There’s no question that the Xbox Series S is an incredible value: a new generation of console games, the same 3.6-GHz processor found in the Series X, 60 to 120 frames per second.

Microsoft’s big talking points the last couple years have been about giving consumers more choices and breaking down barriers. The Series S takes aim at the barrier of cost in a time of great economic hardship.

Some of the folks who make the games, however, see the $299 next-gen Xbox as a potential problem in the long run.

Xbox Series S As a Technical Bottleneck

As reported by GamesRadar, Sasan Sepehr, a senior technical producer at Remedy, was among the first developers to express their apprehension about the Series S.

“As a consumer, I love this,” Sepehr said in a tweet. “As a technical producer, I see trouble.”

When a title’s made to launch on as many platforms as possible, and therefore has to be optimized to run properly on all of them, the game itself has to be built with the minimum specifications — the “weakest” hardware — constantly in mind.

“I can’t stop thinking about the fact that they’re releasing a lower-spec console that will serve as a bottleneck,” tweeted David Mickner, a multiplayer designer at Infinity Ward.

“Granted,” he adds, “transition into next gen is always bottlenecked by last gen for a while.”

In a now-deleted series of tweets, id Software’s principal engine programmer, Axel Gneiting, offered perhaps the best explanation of this whole issue.

“Every AAA game in the past decade or so has [its] assets made once so they run on min spec,” Gneiting said. “Increasing sample counts a bit here and there for high settings isn’t what you could truly have done with more power. Min spec matters.”

In other words, a game built for the next-gen Xbox, the PS5, and cutting-edge PCs will always be bound, to a large degree, by the limitations of the Series S. But will consumers really care?

Hobbyists certainly see the value of an expensive PC upgrade, ray-tracing effects, frame rates in the triple digits, and so on. I know I’m looking forward to playing my current library of games on the new Series X for improved performance and faster load times.

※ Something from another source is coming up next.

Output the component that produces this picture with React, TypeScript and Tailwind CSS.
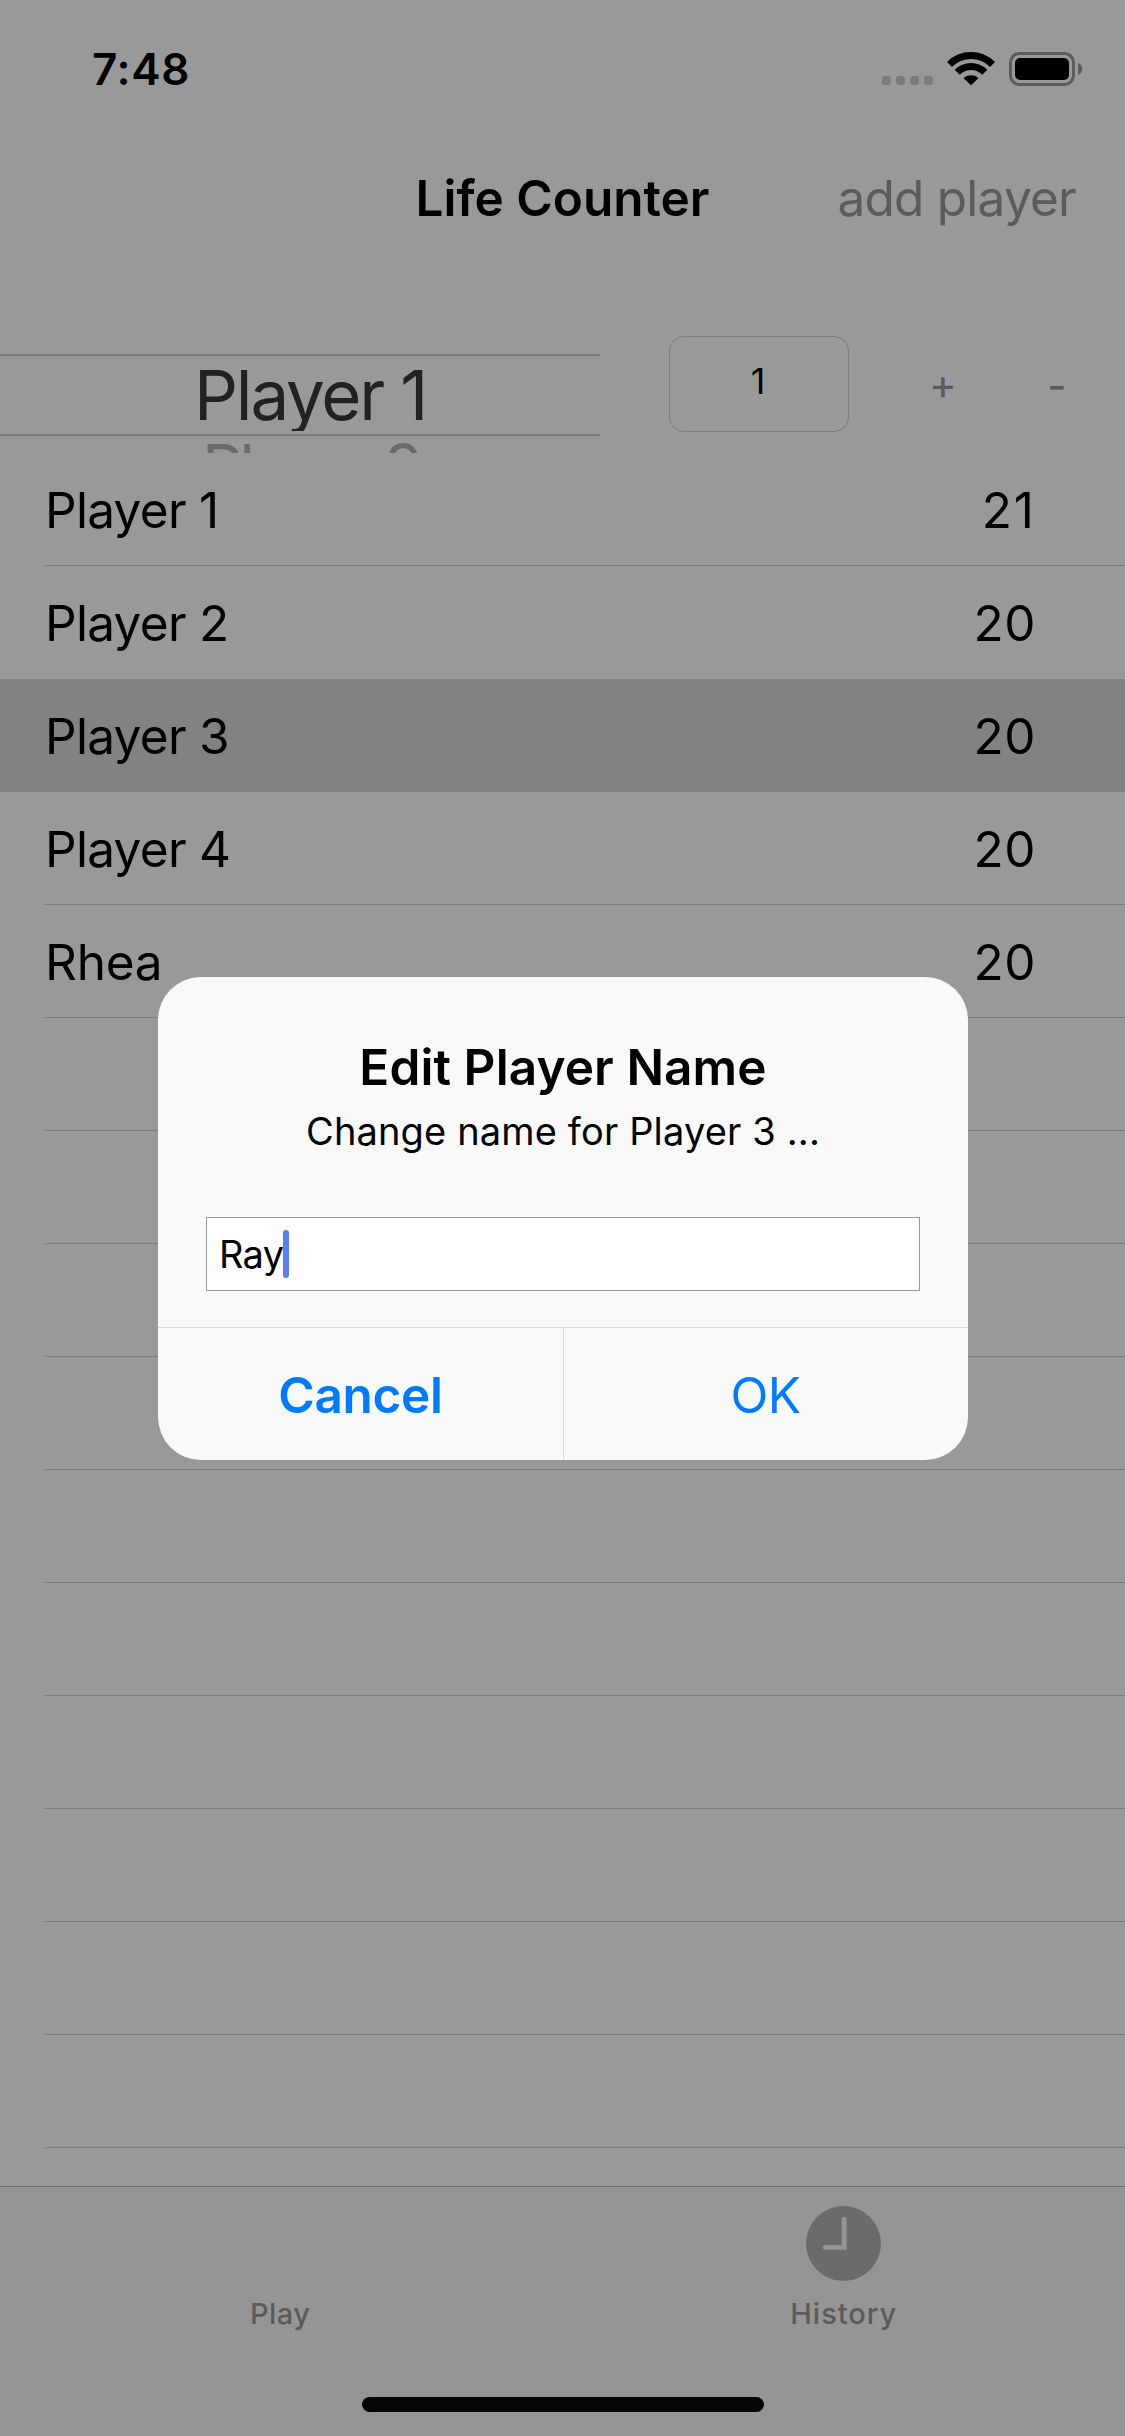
type Player = {
  name: string
  life: string
  nameTracking: string
  lifeTracking: string
  selected?: boolean
}

const players: Player[] = [
  { name: 'Player 1', life: '21', nameTracking: 'tracking-[-0.7px]', lifeTracking: 'tracking-[2px]' },
  { name: 'Player 2', life: '20', nameTracking: 'tracking-[-0.7px]', lifeTracking: 'tracking-[0.5px]' },
  { name: 'Player 3', life: '20', nameTracking: 'tracking-[-0.7px]', lifeTracking: 'tracking-[0.5px]', selected: true },
  { name: 'Player 4', life: '20', nameTracking: 'tracking-[-0.7px]', lifeTracking: 'tracking-[0.5px]' },
  { name: 'Rhea', life: '20', nameTracking: 'tracking-[-0.2px]', lifeTracking: 'tracking-[0.5px]' },
]

const emptyRows = Array.from({ length: 10 }, (_, i) => i)

function StatusIcons() {
  return (
    <svg width="204" height="40" viewBox="880 50 204 40" className="block" aria-hidden="true">
      <g fill="#7b7b7b">
        <rect x="882" y="76" width="9" height="9" rx="3" />
        <rect x="896" y="76" width="9" height="9" rx="3" />
        <rect x="910" y="76" width="9" height="9" rx="3" />
        <rect x="924" y="76" width="9" height="9" rx="3" />
      </g>
      <g fill="none" stroke="#000" strokeWidth="7">
        <path d="M949.5 64.4A30.5 30.5 0 0 1 992.5 64.4" />
        <path d="M957.2 72.2A19.5 19.5 0 0 1 984.8 72.2" />
      </g>
      <path
        d="M971 84.3L964.6 78.2A10 10 0 0 1 977.4 78.2Z"
        fill="#000"
        stroke="#000"
        strokeWidth="1.5"
        strokeLinejoin="round"
      />
      <rect x="1010.5" y="53.5" width="63" height="31" rx="9" fill="none" stroke="#5c5c5c" strokeWidth="3" />
      <rect x="1015" y="58" width="54" height="22" rx="5" fill="#000" />
      <path d="M1078 63C1080.6 64 1082.2 66.2 1082.2 69S1080.6 74 1078 75Z" fill="#5c5c5c" />
    </svg>
  )
}

function ClockIcon() {
  return (
    <svg width="75" height="75" viewBox="0 0 75 75" className="block" aria-hidden="true">
      <circle cx="37.5" cy="37.5" r="37.5" fill="#6b6b6b" />
      <path
        d="M38.2 13.4V41.4H19.2"
        fill="none"
        stroke="#959595"
        strokeWidth="4.8"
        strokeLinecap="round"
        strokeLinejoin="miter"
      />
    </svg>
  )
}

function StatusBar() {
  return (
    <div className="flex h-[132px] shrink-0 items-start justify-between pr-[41px] pl-[92px]">
      <span className="mt-[47px] text-[44px] leading-[44px] font-semibold tracking-[0.7px]">7:48</span>
      <div className="mt-[50px]">
        <StatusIcons />
      </div>
    </div>
  )
}

function NavBar() {
  return (
    <div className="grid h-[132px] shrink-0 grid-cols-[1fr_auto_1fr] items-center pt-[2px]">
      <span />
      <h1 className="text-[49.5px] leading-none font-semibold whitespace-nowrap">Life Counter</h1>
      <button className="justify-self-end pr-[49px] text-[49.5px] leading-none tracking-[-0.75px] whitespace-nowrap text-[#5b5b5b]">
        add player
      </button>
    </div>
  )
}

function Controls() {
  return (
    <div className="flex h-[189px] shrink-0">
      <div className="flex w-[600px] flex-col pt-[90px]">
        <div className="h-[82px] shrink-0 border-y-2 border-[#7b7b7b]">
          <div className="h-[75px] overflow-hidden pl-[194px] text-[69px] leading-[78px] tracking-[-2.2px] whitespace-nowrap text-[#222]">
            Player 1
          </div>
        </div>
        <div className="h-[17px] overflow-hidden pt-[9px] pl-[202px] text-[64px] leading-[46px] tracking-[-3.4px] whitespace-nowrap text-[#6b6b6b]">
          Player 2
        </div>
      </div>
      <div className="mt-[72px] ml-[69px] flex h-[96px] items-center">
        <div className="flex h-[96px] w-[180px] items-center justify-center rounded-[15px] border border-[#7b7b7b] pr-[2px] pb-[6px] text-[36px] leading-none">
          1
        </div>
        <button className="ml-[80px] w-[28px] text-center text-[42px] leading-none text-[#5b5b5b]">+</button>
        <button className="ml-[86px] w-[28px] pt-[4px] text-center text-[42px] leading-none text-[#5b5b5b]">-</button>
      </div>
    </div>
  )
}

function PlayerRow({ player }: { player: Player }) {
  return (
    <div className={player.selected ? 'h-[113px] bg-[#828282] pl-[45px]' : 'h-[113px] pl-[45px]'}>
      <div
        className={
          player.selected || player.name === 'Player 2'
            ? 'flex h-[113px] items-center justify-between border-b border-transparent pt-[4px] pr-[89px] text-[49.5px] leading-none'
            : 'flex h-[113px] items-center justify-between border-b border-[#7b7b7b] pt-[4px] pr-[89px] text-[49.5px] leading-none'
        }
      >
        <span className={player.nameTracking}>{player.name}</span>
        <span className={player.lifeTracking}>{player.life}</span>
      </div>
    </div>
  )
}

function TabBar() {
  return (
    <div className="flex h-[250px] shrink-0 flex-col items-center border-t border-[#6d6d6d] bg-[#959595] text-[29px] leading-[30px] font-medium text-[#5b5b5b]">
      <div className="grid h-[210px] w-full grid-cols-2 pt-[19px]">
        <div className="flex flex-col items-center pr-[2px]">
          <div className="h-[75px]" />
          <span className="mt-[18px] tracking-[0.5px]">Play</span>
        </div>
        <div className="flex flex-col items-center">
          <ClockIcon />
          <span className="mt-[18px] tracking-[1px]">History</span>
        </div>
      </div>
      <div className="h-[15px] w-[402px] rounded-full bg-[#060606]" />
    </div>
  )
}

function EditDialog() {
  return (
    <div
      role="dialog"
      className="absolute top-[977px] left-[158px] flex h-[483px] w-[810px] flex-col overflow-hidden rounded-[43px] bg-[#f9f9f9]"
    >
      <div className="flex h-[350px] flex-col items-center px-[48px] pt-[60px]">
        <h2 className="text-[49.5px] leading-[60px] font-semibold tracking-[0.1px] whitespace-nowrap">
          Edit Player Name
        </h2>
        <p className="mt-[9px] text-[38px] leading-[50px] tracking-[0.15px] whitespace-nowrap">
          Change name for Player 3 ...
        </p>
        <div className="mt-[61px] flex h-[74px] w-full items-center border border-[#999] bg-white pl-[12px]">
          <span className="text-[38px] leading-none tracking-[-0.7px]">Ray</span>
          <span className="h-[48px] w-[6px] rounded-[3px] bg-[#5b7df5]" />
        </div>
      </div>
      <div className="grid h-[133px] grid-cols-[405px_1fr] border-t border-[#d8d8d8] text-[49.5px] leading-none text-[#007aff]">
        <button className="pt-[4px] text-center font-semibold tracking-[-0.3px]">Cancel</button>
        <button className="border-l border-[#d8d8d8] pt-[4px] pr-[1px] text-center tracking-[-0.5px]">OK</button>
      </div>
    </div>
  )
}

export default function App() {
  return (
    <div className="relative flex h-[2436px] w-[1125px] flex-col overflow-hidden bg-[#999] font-['Inter',sans-serif] text-black">
      <StatusBar />
      <NavBar />
      <Controls />
      <div className="min-h-0 flex-1 overflow-hidden">
        {players.map((player) => (
          <PlayerRow key={player.name} player={player} />
        ))}
        {emptyRows.map((i) => (
          <div key={i} className="h-[113px] pl-[45px]">
            <div className="h-full border-b border-[#7b7b7b]" />
          </div>
        ))}
      </div>
      <TabBar />
      <EditDialog />
    </div>
  )
}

Of course, the Nintendo Switch’s runaway success also suggests there are more things to consider than just how big and flashy we can make things look with something like Unreal Engine 5 and juiced-up hardware. People care about games — game design, experiences, perhaps even stories.

And, somewhat anecdotally, we’re already seeing this same phenomenon play out in the current twilight generation.

If I play Destiny 2 on the Xbox One — the box I brought home back in December of 2013 or so — with a friend who’s got a fairly new Xbox One X, the differences in performance are plain to see. A game like Control or Jedi: Fallen Order might look phenomenal on the One X or PS4 Pro, but play it on an Xbox from 2013 or so, and the difference is likely noticeable to the average player.

With cross-platform progression, you can take that same Destiny 2 profile from a baseline Xbox One to Stadia or PC, and then you really get a sense of how messy the problem of multiplatform optimization can be. These games are massive, and massively complex, so two platforms can offer radically different experiences.

Sometimes, compromises simply have to be made.

“Xbox Series S was designed to be the most affordable next-generation console and play next generation games at 1440p, at 60fps,” a Microsoft spokesperson told VGC on Friday.

“To deliver the highest-quality backwards-compatible experience consistent with the developer’s original intent, the Xbox Series S runs the Xbox One S version of backward-compatible games while applying improved texture filtering, higher and more consistent frame rates, faster load times, and auto HDR.”

So, no, the Series S is not going to deliver the same experience as the Series X or PS5 in a smaller box. And it may, in the long term, cause big-budget developers some problems with scaling.

But in the current economic landscape, taking the most powerful console of all time and trying to squeeze an approximation of its capabilities into a $299 package seems worthwhile.

“If you look at it as an industry where the number of players is tripled in the last two decades, it should really be about removing barriers and friction,” Xbox head Phil Spencer told Variety last year.

“So that, as new people are coming into gaming, they find it easy to play with their friend across the street, or to find a new friend on another continent that they’ve never spoken to, using a game that’s created by someone they’ve never heard of.”